Entity information:
12. INCOME TAXES
There was no current or deferred tax expense for the years ended December 31, 2017, 2016 or 2015 due to our loss before income taxes and our valuation allowance. We have recorded a full valuation allowance against our deferred tax assets based upon the weight of available evidence, as it is more likely than not that the deferred tax assets will not be realized.
The following is a reconciliation between the U.S. federal statutory rate and the effective tax rate for the years ended December 31, 2017, 2016 and 2015:
2017
2016
2015
Income tax (benefit) expense at statutory rate
$ (9,929) $ (7,724) $ (4,683)
State tax (benefit) expense, net of Federal tax (benefit) expense
(1,452) (1,146) (677)
Permanent items
508 263 239
Effect of change in valuation allowance and State NOL expiration
(39,972) 8,837 4,945
Tax credits
(544) (228) (74)
Change in tax rate on beginning assets
51,445
Other
(56) (2) 250
Tax expense (benefit)
$ $ $
The income tax effect of temporary differences comprising the deferred tax assets and deferred tax liabilities on the accompanying balance sheets is a result of the following at December 31, 2017 and 2016:
     
2017
   
2016
 
Deferred tax assets:      
Net operating loss carryforwards
      $ 100,421         $ 135,642    
Tax credit carryforwards
        26,771           25,264    
Equity based compensation
        3,381           9,610    
Book depreciation in excess of tax
        49           56    
Reserves and accruals
        171           181    
Other
        16           28    
          130,809           170,781    
Valuation allowance
        (130,809)           (170,781)    
Deferred tax liabilities
                     
Net deferred tax assets
      $         $    
 
Total valuation allowance decreased by $39,972 for the year ended December 31, 2017, and increased by $8,837 and $4,945 for the years ended December 31, 2016 and 2015, respectively. We have evaluated positive and negative evidence bearing upon the realizability of our deferred tax assets, which are comprised principally of federal and state net operating loss (“NOL”), net capital loss, and research and development credit carryforwards. We have determined that it is more likely than not that we will not recognize the benefits of our federal and state deferred tax assets and, as a result, we have established a full valuation allowance against our net deferred tax assets as of December 31, 2017.

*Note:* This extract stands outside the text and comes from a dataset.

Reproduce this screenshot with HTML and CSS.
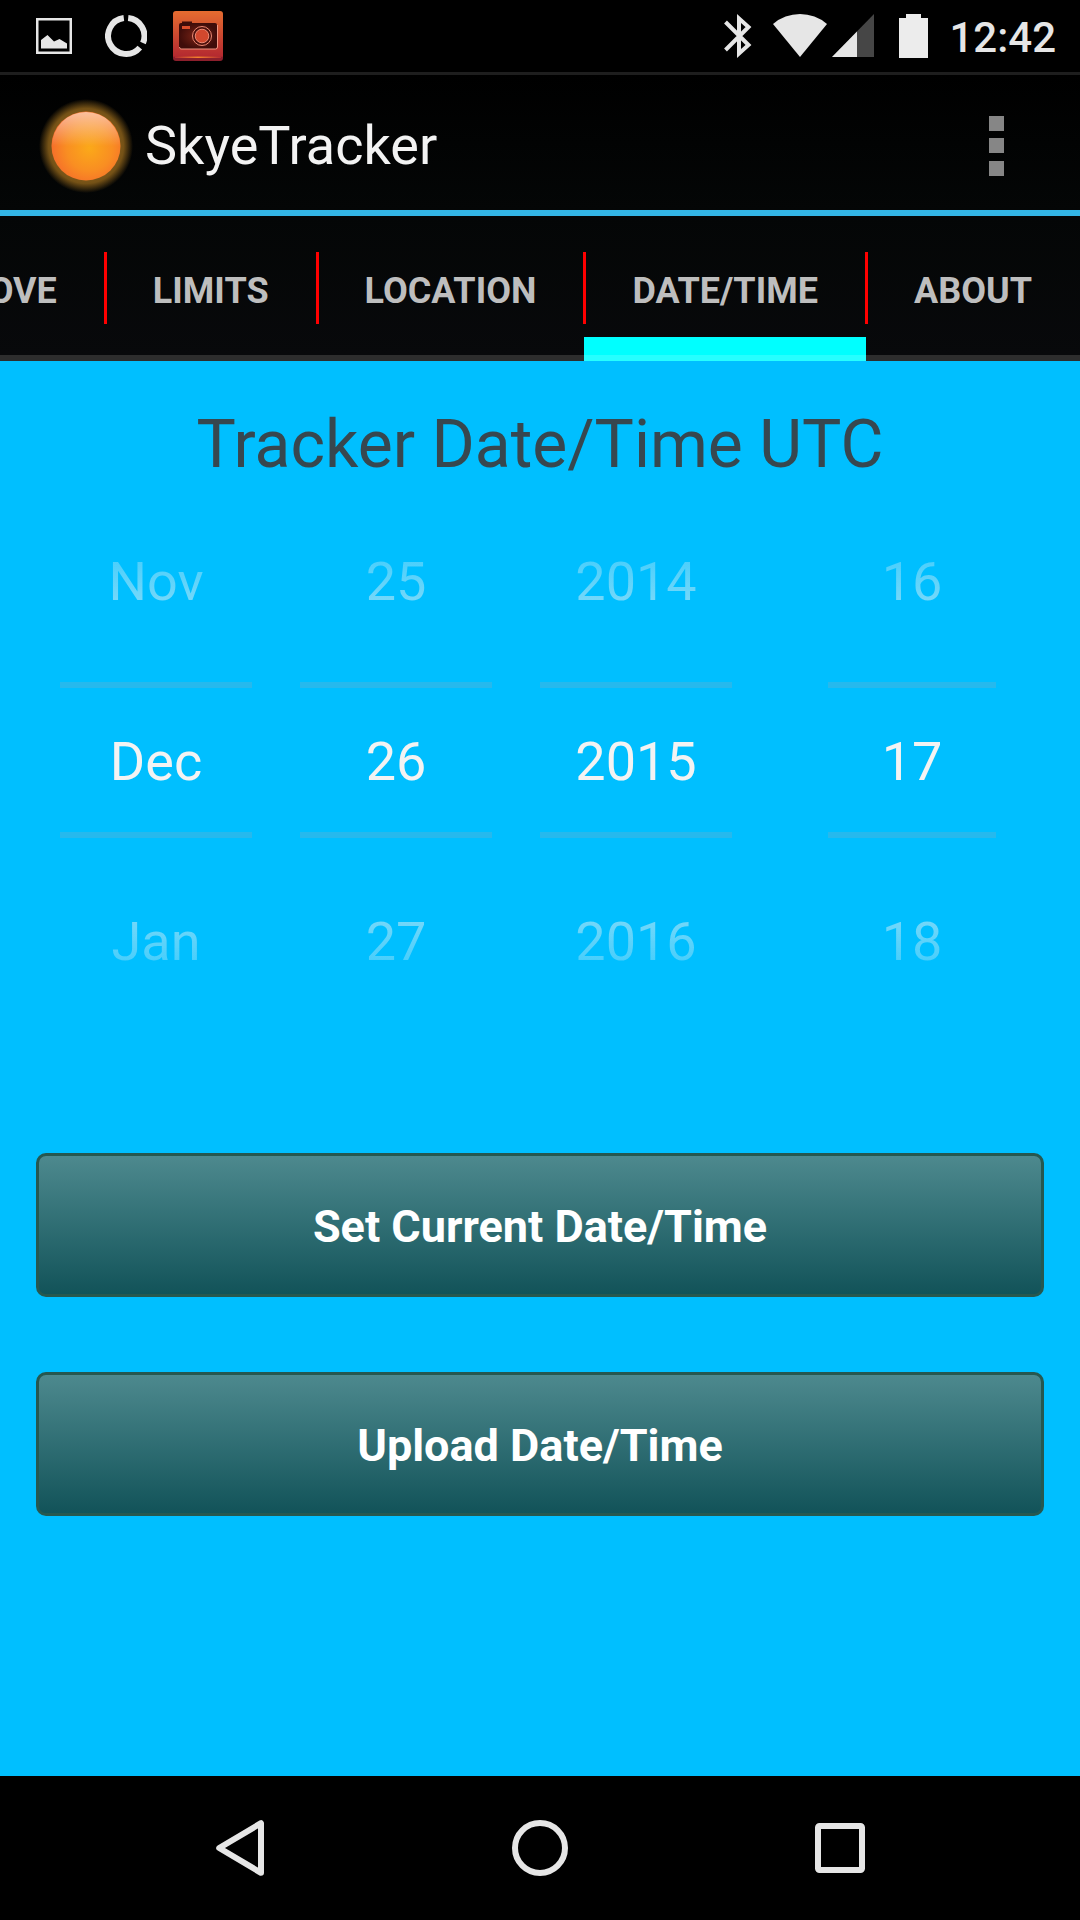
FILE: index.html
```html
<!DOCTYPE html>
<html lang="en">
<head>
  <meta charset="utf-8">
  <meta name="viewport" content="width=device-width, initial-scale=1">
  <title>SkyeTracker</title>
  <link rel="stylesheet" href="styles.css">
</head>
<body>
  <div class="screen">
    <div class="status-bar">
      <div class="notifications">
        <svg width="36" height="36" viewBox="0 0 36 36" role="img" aria-label="Picture saved">
          <rect x="1.25" y="1.25" width="33.5" height="33.5" fill="none" stroke="#e6e6e6" stroke-width="2.5"/>
          <path d="M5 30.500V22L11.500 17L18 23.500L23.500 21L31 25.500V30.500Z" fill="#e6e6e6"/>
        </svg>
        <svg width="42" height="42" viewBox="0 0 42 42" role="img" aria-label="Sync">
          <g fill="none" stroke="#e6e6e6" stroke-width="6">
            <path d="M23.200 3.100A18 18 0 0 1 38 28"/>
            <path d="M34.800 32.600A18 18 0 1 1 18.800 3.100"/>
          </g>
        </svg>
        <svg width="50" height="50" viewBox="0 0 50 50" role="img" aria-label="Camera">
          <defs>
            <linearGradient id="cam-bg" x1="0" y1="0" x2="0" y2="1">
              <stop offset="0" stop-color="#e56c30"/>
              <stop offset=".9" stop-color="#b52a30"/>
              <stop offset=".93" stop-color="#8c1f2c"/>
              <stop offset="1" stop-color="#8c1f2c"/>
            </linearGradient>
            <radialGradient id="cam-body">
              <stop offset="0" stop-color="#7c2416"/>
              <stop offset="1" stop-color="#3f0d0a"/>
            </radialGradient>
            <linearGradient id="cam-glow">
              <stop offset="0" stop-color="#b52a30"/>
              <stop offset=".5" stop-color="#f5822c"/>
              <stop offset="1" stop-color="#b52a30"/>
            </linearGradient>
          </defs>
          <rect width="50" height="50" rx="3" fill="url(#cam-bg)"/>
          <rect x="2" y="45.500" width="46" height="1.500" fill="url(#cam-glow)"/>
          <path d="M10 12.500V11.500H18V12.500" fill="none" stroke="#3f0d0a" stroke-width="2"/>
          <rect x="6" y="12" width="38" height="26" rx="2" fill="url(#cam-body)"/>
          <path d="M44.500 14V36Q44.500 38 42.500 38H8Q6.500 38 6.500 36" fill="none" stroke="#ef9480" stroke-width="1"/>
          <rect x="9" y="15" width="8" height="3" fill="#dc4d2b"/>
          <circle cx="29" cy="25" r="9.500" fill="#4b100c" stroke="#ed8a74" stroke-width="1"/>
          <circle cx="29" cy="25" r="6.800" fill="#d2482e" stroke="#ed8a74" stroke-width="1"/>
        </svg>
      </div>
      <div class="system-icons">
        <svg width="28" height="44" viewBox="0 0 28 44" role="img" aria-label="Bluetooth">
          <path d="M1.500 8L24.500 31L15 39.500V4.500L24.500 13L1.500 36" fill="none" stroke="#e6e6e6" stroke-width="4"/>
        </svg>
        <svg class="wifi" width="54" height="44" viewBox="0 0 54 44" role="img" aria-label="Wi-Fi">
          <path d="M0 10A41.500 41.500 0 0 1 54 10L27 43Z" fill="#e6e6e6"/>
        </svg>
        <svg class="cell" width="42" height="44" viewBox="0 0 42 44" role="img" aria-label="Mobile signal">
          <path d="M0 43L42 0V43Z" fill="#464646"/>
          <path d="M0 43L25 17.400V43Z" fill="#e6e6e6"/>
        </svg>
        <svg class="battery" width="29" height="44" viewBox="0 0 29 44" role="img" aria-label="Battery full">
          <path d="M0 4H7V0H22V4H29V44H0Z" fill="#ececec"/>
        </svg>
        <time class="clock">12:42</time>
      </div>
    </div>

    <header class="action-bar">
      <svg class="app-icon" width="96" height="96" viewBox="0 0 96 96" aria-hidden="true">
        <defs>
          <radialGradient id="sun-halo">
            <stop offset=".7" stop-color="#80591a"/>
            <stop offset=".8" stop-color="#745116"/>
            <stop offset="1" stop-color="#745116" stop-opacity="0"/>
          </radialGradient>
          <radialGradient id="sun-core" cx=".55" cy=".53" r=".55">
            <stop offset="0" stop-color="#fba919"/>
            <stop offset=".6" stop-color="#f98e22"/>
            <stop offset="1" stop-color="#f66f2a"/>
          </radialGradient>
          <linearGradient id="sun-shine" x1="0" y1="0" x2="0" y2="1">
            <stop offset="0" stop-color="#fff" stop-opacity=".55"/>
            <stop offset=".5" stop-color="#fff" stop-opacity="0"/>
          </linearGradient>
        </defs>
        <circle cx="48" cy="48" r="47" fill="url(#sun-halo)"/>
        <circle cx="48" cy="48" r="34.500" fill="url(#sun-core)"/>
        <circle cx="48" cy="48" r="34" fill="url(#sun-shine)"/>
      </svg>
      <h1 class="app-title">SkyeTracker</h1>
      <button class="overflow" type="button" aria-label="More options">
        <svg width="15" height="60" viewBox="0 0 15 60" aria-hidden="true">
          <path d="M0 0H15V15H0ZM0 22H15V37H0ZM0 45H15V60H0Z" fill="#868686"/>
        </svg>
      </button>
    </header>

    <nav class="tabs" aria-label="Sections">
      <a class="tab" href="#move">MOVE</a>
      <a class="tab" href="#limits">LIMITS</a>
      <a class="tab" href="#location">LOCATION</a>
      <a class="tab tab-active" href="#datetime" aria-current="page">DATE/TIME</a>
      <a class="tab" href="#about">ABOUT</a>
    </nav>

    <main class="content" id="datetime">
      <h2 class="heading">Tracker Date/Time UTC</h2>

      <form class="form">
        <div class="pickers">
          <div class="picker">
            <button class="step" type="button">Nov</button>
            <input class="value" type="text" aria-label="Month" value="Dec">
            <button class="step" type="button">Jan</button>
          </div>
          <div class="picker">
            <button class="step" type="button">25</button>
            <input class="value" type="text" aria-label="Day" value="26">
            <button class="step" type="button">27</button>
          </div>
          <div class="picker">
            <button class="step" type="button">2014</button>
            <input class="value" type="text" aria-label="Year" value="2015">
            <button class="step" type="button">2016</button>
          </div>
          <div class="picker picker-hour">
            <button class="step" type="button">16</button>
            <input class="value" type="text" aria-label="Hour" value="17">
            <button class="step" type="button">18</button>
          </div>
        </div>

        <div class="actions">
          <button class="action" type="button">Set Current Date/Time</button>
          <button class="action" type="button">Upload Date/Time</button>
        </div>
      </form>
    </main>

    <div class="nav-bar">
      <button class="nav-key" type="button" aria-label="Back">
        <svg width="60" height="60" viewBox="0 0 60 60" aria-hidden="true">
          <path d="M9.200 30L51 5.200V54.800Z" fill="none" stroke="#e6e6e6" stroke-width="6" stroke-linejoin="round"/>
        </svg>
      </button>
      <button class="nav-key" type="button" aria-label="Home">
        <svg width="60" height="60" viewBox="0 0 60 60" aria-hidden="true">
          <circle cx="30" cy="30" r="25" fill="none" stroke="#e6e6e6" stroke-width="6"/>
        </svg>
      </button>
      <button class="nav-key" type="button" aria-label="Recent apps">
        <svg width="60" height="60" viewBox="0 0 60 60" aria-hidden="true">
          <rect x="8" y="8" width="44" height="44" rx="1.500" fill="none" stroke="#e6e6e6" stroke-width="6"/>
        </svg>
      </button>
    </div>
  </div>
</body>
</html>
```

FILE: styles.css
```css
*,
*::before,
*::after {
  box-sizing: border-box;
}

body {
  margin: 0;
  background: #000;
  font-family: Roboto, "Liberation Sans", sans-serif;
}

svg {
  display: block;
  flex: none;
}

button,
input {
  margin: 0;
  padding: 0;
  border: 0;
  background: none;
  color: inherit;
  font: inherit;
}

.screen {
  display: flex;
  flex-direction: column;
  min-height: 100vh;
  overflow: hidden;
}

/* System status bar */
.status-bar {
  display: flex;
  align-items: center;
  justify-content: space-between;
  height: 72px;
  padding: 0 24px 0 36px;
  color: #e6e6e6;
}

.notifications {
  display: flex;
  align-items: center;
  gap: 30px;
}

.notifications svg + svg {
  margin-left: 3px;
}

.notifications svg:last-child {
  margin-left: -4px;
}

.system-icons {
  display: flex;
  align-items: center;
}

.wifi {
  margin-left: 21px;
}

.cell {
  margin-left: 5px;
}

.battery {
  margin-left: 25px;
}

.clock {
  margin-left: 21px;
  padding-top: 4px;
  font-size: 42px;
  font-weight: 500;
  line-height: 68px;
}

/* App bar */
.action-bar {
  display: flex;
  align-items: center;
  height: 144px;
  padding: 6px 48px 0 38px;
  border-top: 3px solid #1e1e1e;
  border-bottom: 6px solid #33b5e5;
  background: linear-gradient(#000, #040606);
}

.app-title {
  margin: 0 auto 0 11px;
  color: #f3f3f3;
  font-size: 54px;
  font-weight: 400;
  line-height: 64px;
}

.overflow {
  display: grid;
  place-items: center;
  width: 72px;
  height: 96px;
}

/* Section tabs, scrolled to the end */
.tabs {
  display: flex;
  justify-content: flex-end;
  height: 145px;
  border-bottom: 6px solid #2d2d2d;
  background: linear-gradient(#040606, #08090b);
}

.tab {
  position: relative;
  padding: 0 48px;
  color: #bebebe;
  font-size: 36px;
  font-weight: 700;
  line-height: 150px;
  text-decoration: none;
}

.tab + .tab::before {
  content: "";
  position: absolute;
  top: 36px;
  left: -1px;
  width: 3px;
  height: 72px;
  background: #f00;
}

.tab-active::after {
  content: "";
  position: absolute;
  right: 0;
  bottom: -6px;
  left: 0;
  height: 24px;
  background: linear-gradient(#0ff 18px, #26ffff 18px);
}

/* Date/time page */
.content {
  flex: 1;
  padding: 45px 36px 0;
  background: #00bfff;
}

.heading {
  margin: 0;
  color: #37474f;
  font-size: 66px;
  font-weight: 400;
  line-height: 78px;
  text-align: center;
}

.pickers {
  display: flex;
  gap: 48px;
  padding: 6px 48px 0 24px;
}

.picker {
  position: relative;
  display: grid;
  flex: 192 1 0;
  grid-template-rows: repeat(3, 180px);
  min-width: 0;
  color: #f3f3f3;
  font-size: 54px;
  text-align: center;
}

.picker-hour {
  flex-grow: 168;
  margin-left: 48px;
}

/* Lines above and below the chosen value */
.picker::before {
  content: "";
  position: absolute;
  top: 192px;
  right: 0;
  left: 0;
  height: 156px;
  border: solid #26b9ed;
  border-width: 6px 0;
}

.step,
.value {
  position: relative;
  width: 100%;
  min-width: 0;
  padding-top: 3px;
  text-align: center;
}

/* Neighbouring values fade out towards the picker's ends */
.step:first-child {
  color: transparent;
  background: linear-gradient(rgb(243 243 243 / 0), rgb(243 243 243 / .78));
  background-clip: text;
}

.step:last-child {
  color: transparent;
  background: linear-gradient(rgb(243 243 243 / .78), rgb(243 243 243 / 0));
  background-clip: text;
}

.actions {
  display: grid;
  gap: 75px;
  padding: 123px 0 75px;
}

.action {
  height: 144px;
  padding-top: 2px;
  border: 3px solid #265850;
  border-radius: 10px;
  background: linear-gradient(#4d898e, #125359);
  color: #fff;
  font-size: 45px;
  font-weight: 700;
}

/* System navigation keys */
.nav-bar {
  display: flex;
  justify-content: center;
  height: 144px;
  padding: 0 90px;
}

.nav-key {
  display: grid;
  flex: 1;
  place-items: center;
}
```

The Tax Cuts and Jobs Act was enacted on December 22, 2017. The Act reduces the US federal corporate tax rate from 35% to 21%, requires companies to re-measure the deferred tax assets and deferred tax liabilities as of the date of enactment. We re-measured deferred tax assets and liabilities based on the rates at which they are expected to reverse in the future, which is generally 21%. The amount recorded related to the re-measurement of our deferred tax balance before Valuation Allowance was $51,445 which is offset by the full valuation allowance.
As of December 31, 2017, we had federal NOL, state NOL, and research and development credit carryforwards of approximately $409,409, $228,565 and $28,253 respectively, which expire at various dates through 2037. Approximately $15,080 of our federal NOL and $929 of our state NOL are attributable to stock-based compensation windfall deductions as of 12/31/2016. We recorded a deferred tax asset for previously unrecognized excess tax benefit, offset by valuation allowance upon the adoption in 2017 of ASU 2016-09, “Compensation—Stock Compensation (Topic 718): Improvements to Employee Share-Based Payment Accounting.”
As of December 31, 2017, and 2016 we had no unrecognized tax benefits. We do not expect that the total amount of unrecognized tax benefits will significantly increase in the next twelve months. Our policy is to recognize interest and penalties related to uncertain tax positions in income tax expense. As of December 31, 2017 and 2016, we had no accrued interest or penalties related to uncertain tax positions. Our U.S. federal tax returns for the tax years 2013 through 2017 and our state tax returns for the tax years 2013 through 2017 remain open to examination. Prior tax years remain open to the extent of net operating loss and tax credit carryforwards.
Utilization of NOL and research and development credit carryforwards may be subject to a substantial annual limitation in the event of an ownership change that has occurred previously or could occur in the future pursuant to Section 382 and 383 of the Internal Revenue Code of 1986, as amended, as well as similar state provisions. An ownership change may limit the amount of NOL and research and development credit carryforwards that can be utilized annually to offset future taxable income, and may, in turn, result in the expiration of a portion of those carryforwards before utilization. In general, an ownership change, as defined by Section 382, results from transactions that increase the ownership of certain stockholders or public groups in the stock of a corporation by more than 50 percentage points over a three-year period. We undertook a detailed study of our NOL and research and development credit carryforwards through January 31, 2018, to determine whether such amounts are likely to be limited by Sections 382 or 383. As a result of this analysis, we currently do not believe any Sections 382 or 383 limitations will significantly impact our ability to offset income with available NOL and research and development credit carryforwards. However, future ownership changes under Section 382 may limit our ability to fully utilize these tax benefits.